[PROBLEM STATEMENT]:
Copy the records that follow exactly as written, but not their pictures.

Dataset items
※ ※ ※

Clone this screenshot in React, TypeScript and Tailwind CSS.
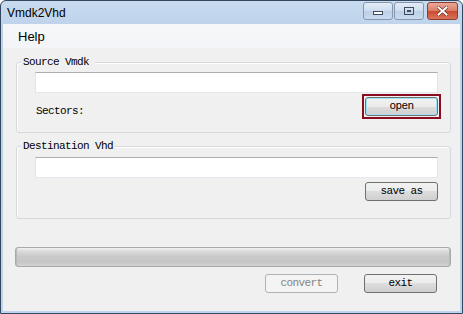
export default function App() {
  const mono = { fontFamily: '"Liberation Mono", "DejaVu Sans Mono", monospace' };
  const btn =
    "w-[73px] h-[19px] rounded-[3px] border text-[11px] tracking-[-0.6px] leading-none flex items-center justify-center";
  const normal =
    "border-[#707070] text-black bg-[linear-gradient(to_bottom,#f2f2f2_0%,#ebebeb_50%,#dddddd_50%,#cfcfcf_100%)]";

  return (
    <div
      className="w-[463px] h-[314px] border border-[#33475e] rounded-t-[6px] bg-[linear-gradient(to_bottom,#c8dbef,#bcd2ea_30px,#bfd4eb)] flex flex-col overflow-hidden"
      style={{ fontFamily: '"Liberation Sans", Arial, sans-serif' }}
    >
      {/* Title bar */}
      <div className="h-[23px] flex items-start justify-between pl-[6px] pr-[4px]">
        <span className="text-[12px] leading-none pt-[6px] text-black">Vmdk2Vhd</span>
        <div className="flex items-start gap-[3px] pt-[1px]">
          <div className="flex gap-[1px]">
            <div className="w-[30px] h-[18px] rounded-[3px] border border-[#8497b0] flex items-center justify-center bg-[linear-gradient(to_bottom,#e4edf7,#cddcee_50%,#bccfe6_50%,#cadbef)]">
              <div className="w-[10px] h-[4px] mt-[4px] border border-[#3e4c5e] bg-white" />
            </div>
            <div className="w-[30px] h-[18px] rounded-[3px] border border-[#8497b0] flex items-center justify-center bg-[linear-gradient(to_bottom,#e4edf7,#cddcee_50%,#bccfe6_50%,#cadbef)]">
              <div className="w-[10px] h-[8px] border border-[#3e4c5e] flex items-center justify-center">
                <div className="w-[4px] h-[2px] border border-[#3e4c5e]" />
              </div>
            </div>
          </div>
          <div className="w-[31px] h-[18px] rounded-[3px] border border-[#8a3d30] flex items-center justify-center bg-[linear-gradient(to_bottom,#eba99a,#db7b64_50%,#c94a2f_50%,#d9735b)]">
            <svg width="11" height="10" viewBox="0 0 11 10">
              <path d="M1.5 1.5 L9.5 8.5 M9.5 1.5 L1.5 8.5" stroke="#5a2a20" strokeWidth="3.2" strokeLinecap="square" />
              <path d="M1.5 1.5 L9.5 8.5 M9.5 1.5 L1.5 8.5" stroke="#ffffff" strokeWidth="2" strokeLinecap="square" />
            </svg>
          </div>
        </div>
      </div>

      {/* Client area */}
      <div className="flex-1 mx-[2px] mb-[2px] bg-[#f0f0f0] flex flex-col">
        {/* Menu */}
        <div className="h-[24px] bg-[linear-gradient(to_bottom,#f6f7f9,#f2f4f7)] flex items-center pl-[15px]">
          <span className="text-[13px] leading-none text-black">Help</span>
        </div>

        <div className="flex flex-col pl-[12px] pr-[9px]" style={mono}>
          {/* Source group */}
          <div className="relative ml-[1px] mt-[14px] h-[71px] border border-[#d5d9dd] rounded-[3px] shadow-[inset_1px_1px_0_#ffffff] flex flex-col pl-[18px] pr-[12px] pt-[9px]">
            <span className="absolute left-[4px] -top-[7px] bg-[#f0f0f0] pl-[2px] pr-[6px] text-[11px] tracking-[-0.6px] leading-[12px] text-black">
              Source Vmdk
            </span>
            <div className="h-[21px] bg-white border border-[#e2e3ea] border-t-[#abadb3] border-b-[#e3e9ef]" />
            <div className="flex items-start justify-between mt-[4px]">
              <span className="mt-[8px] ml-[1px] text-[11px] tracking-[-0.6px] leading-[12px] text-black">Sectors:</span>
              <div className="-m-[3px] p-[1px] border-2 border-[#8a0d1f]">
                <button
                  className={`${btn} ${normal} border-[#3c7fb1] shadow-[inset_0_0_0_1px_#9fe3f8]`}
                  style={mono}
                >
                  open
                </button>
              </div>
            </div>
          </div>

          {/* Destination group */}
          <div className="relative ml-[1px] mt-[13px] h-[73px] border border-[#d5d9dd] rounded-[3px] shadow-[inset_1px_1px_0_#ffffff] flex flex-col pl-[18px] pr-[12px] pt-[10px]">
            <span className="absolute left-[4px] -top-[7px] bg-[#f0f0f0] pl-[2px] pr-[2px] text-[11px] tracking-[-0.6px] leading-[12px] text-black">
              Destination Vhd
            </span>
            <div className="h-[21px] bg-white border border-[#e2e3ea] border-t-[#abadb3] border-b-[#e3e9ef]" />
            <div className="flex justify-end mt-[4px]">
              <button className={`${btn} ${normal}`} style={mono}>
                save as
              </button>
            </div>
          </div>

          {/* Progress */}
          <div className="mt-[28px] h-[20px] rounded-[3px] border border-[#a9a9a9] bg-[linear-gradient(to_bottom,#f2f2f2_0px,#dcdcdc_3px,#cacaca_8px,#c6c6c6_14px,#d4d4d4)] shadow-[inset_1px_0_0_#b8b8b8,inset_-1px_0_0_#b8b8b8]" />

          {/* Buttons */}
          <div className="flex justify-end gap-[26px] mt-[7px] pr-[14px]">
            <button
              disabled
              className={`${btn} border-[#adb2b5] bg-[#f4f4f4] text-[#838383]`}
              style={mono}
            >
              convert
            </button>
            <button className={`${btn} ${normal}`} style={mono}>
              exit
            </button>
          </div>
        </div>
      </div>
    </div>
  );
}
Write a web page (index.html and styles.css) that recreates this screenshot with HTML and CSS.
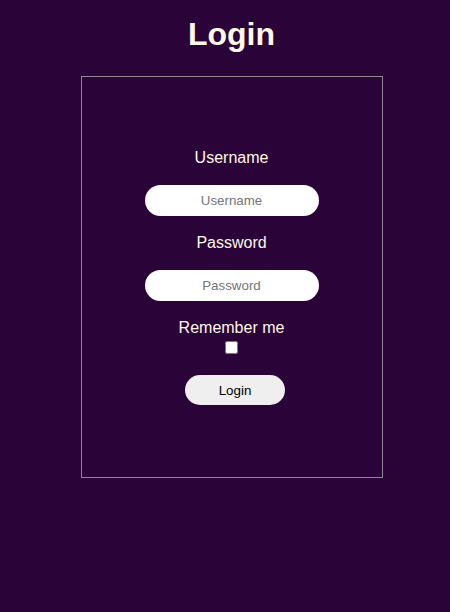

※ ※ ※

[SOLUTION BELOW]:
Clone this screenshot in React, TypeScript and Tailwind CSS.
export default function App() {
  const mono = { fontFamily: '"Liberation Mono", "DejaVu Sans Mono", monospace' };
  const btn =
    "w-[73px] h-[19px] rounded-[3px] border text-[11px] tracking-[-0.6px] leading-none flex items-center justify-center";
  const normal =
    "border-[#707070] text-black bg-[linear-gradient(to_bottom,#f2f2f2_0%,#ebebeb_50%,#dddddd_50%,#cfcfcf_100%)]";

  return (
    <div
      className="w-[463px] h-[314px] border border-[#33475e] rounded-t-[6px] bg-[linear-gradient(to_bottom,#c8dbef,#bcd2ea_30px,#bfd4eb)] flex flex-col overflow-hidden"
      style={{ fontFamily: '"Liberation Sans", Arial, sans-serif' }}
    >
      {/* Title bar */}
      <div className="h-[23px] flex items-start justify-between pl-[6px] pr-[4px]">
        <span className="text-[12px] leading-none pt-[6px] text-black">Vmdk2Vhd</span>
        <div className="flex items-start gap-[3px] pt-[1px]">
          <div className="flex gap-[1px]">
            <div className="w-[30px] h-[18px] rounded-[3px] border border-[#8497b0] flex items-center justify-center bg-[linear-gradient(to_bottom,#e4edf7,#cddcee_50%,#bccfe6_50%,#cadbef)]">
              <div className="w-[10px] h-[4px] mt-[4px] border border-[#3e4c5e] bg-white" />
            </div>
            <div className="w-[30px] h-[18px] rounded-[3px] border border-[#8497b0] flex items-center justify-center bg-[linear-gradient(to_bottom,#e4edf7,#cddcee_50%,#bccfe6_50%,#cadbef)]">
              <div className="w-[10px] h-[8px] border border-[#3e4c5e] flex items-center justify-center">
                <div className="w-[4px] h-[2px] border border-[#3e4c5e]" />
              </div>
            </div>
          </div>
          <div className="w-[31px] h-[18px] rounded-[3px] border border-[#8a3d30] flex items-center justify-center bg-[linear-gradient(to_bottom,#eba99a,#db7b64_50%,#c94a2f_50%,#d9735b)]">
            <svg width="11" height="10" viewBox="0 0 11 10">
              <path d="M1.5 1.5 L9.5 8.5 M9.5 1.5 L1.5 8.5" stroke="#5a2a20" strokeWidth="3.2" strokeLinecap="square" />
              <path d="M1.5 1.5 L9.5 8.5 M9.5 1.5 L1.5 8.5" stroke="#ffffff" strokeWidth="2" strokeLinecap="square" />
            </svg>
          </div>
        </div>
      </div>

      {/* Client area */}
      <div className="flex-1 mx-[2px] mb-[2px] bg-[#f0f0f0] flex flex-col">
        {/* Menu */}
        <div className="h-[24px] bg-[linear-gradient(to_bottom,#f6f7f9,#f2f4f7)] flex items-center pl-[15px]">
          <span className="text-[13px] leading-none text-black">Help</span>
        </div>

        <div className="flex flex-col pl-[12px] pr-[9px]" style={mono}>
          {/* Source group */}
          <div className="relative ml-[1px] mt-[14px] h-[71px] border border-[#d5d9dd] rounded-[3px] shadow-[inset_1px_1px_0_#ffffff] flex flex-col pl-[18px] pr-[12px] pt-[9px]">
            <span className="absolute left-[4px] -top-[7px] bg-[#f0f0f0] pl-[2px] pr-[6px] text-[11px] tracking-[-0.6px] leading-[12px] text-black">
              Source Vmdk
            </span>
            <div className="h-[21px] bg-white border border-[#e2e3ea] border-t-[#abadb3] border-b-[#e3e9ef]" />
            <div className="flex items-start justify-between mt-[4px]">
              <span className="mt-[8px] ml-[1px] text-[11px] tracking-[-0.6px] leading-[12px] text-black">Sectors:</span>
              <div className="-m-[3px] p-[1px] border-2 border-[#8a0d1f]">
                <button
                  className={`${btn} ${normal} border-[#3c7fb1] shadow-[inset_0_0_0_1px_#9fe3f8]`}
                  style={mono}
                >
                  open
                </button>
              </div>
            </div>
          </div>

          {/* Destination group */}
          <div className="relative ml-[1px] mt-[13px] h-[73px] border border-[#d5d9dd] rounded-[3px] shadow-[inset_1px_1px_0_#ffffff] flex flex-col pl-[18px] pr-[12px] pt-[10px]">
            <span className="absolute left-[4px] -top-[7px] bg-[#f0f0f0] pl-[2px] pr-[2px] text-[11px] tracking-[-0.6px] leading-[12px] text-black">
              Destination Vhd
            </span>
            <div className="h-[21px] bg-white border border-[#e2e3ea] border-t-[#abadb3] border-b-[#e3e9ef]" />
            <div className="flex justify-end mt-[4px]">
              <button className={`${btn} ${normal}`} style={mono}>
                save as
              </button>
            </div>
          </div>

          {/* Progress */}
          <div className="mt-[28px] h-[20px] rounded-[3px] border border-[#a9a9a9] bg-[linear-gradient(to_bottom,#f2f2f2_0px,#dcdcdc_3px,#cacaca_8px,#c6c6c6_14px,#d4d4d4)] shadow-[inset_1px_0_0_#b8b8b8,inset_-1px_0_0_#b8b8b8]" />

          {/* Buttons */}
          <div className="flex justify-end gap-[26px] mt-[7px] pr-[14px]">
            <button
              disabled
              className={`${btn} border-[#adb2b5] bg-[#f4f4f4] text-[#838383]`}
              style={mono}
            >
              convert
            </button>
            <button className={`${btn} ${normal}`} style={mono}>
              exit
            </button>
          </div>
        </div>
      </div>
    </div>
  );
}
Write a web page (index.html and styles.css) that recreates this screenshot with HTML and CSS.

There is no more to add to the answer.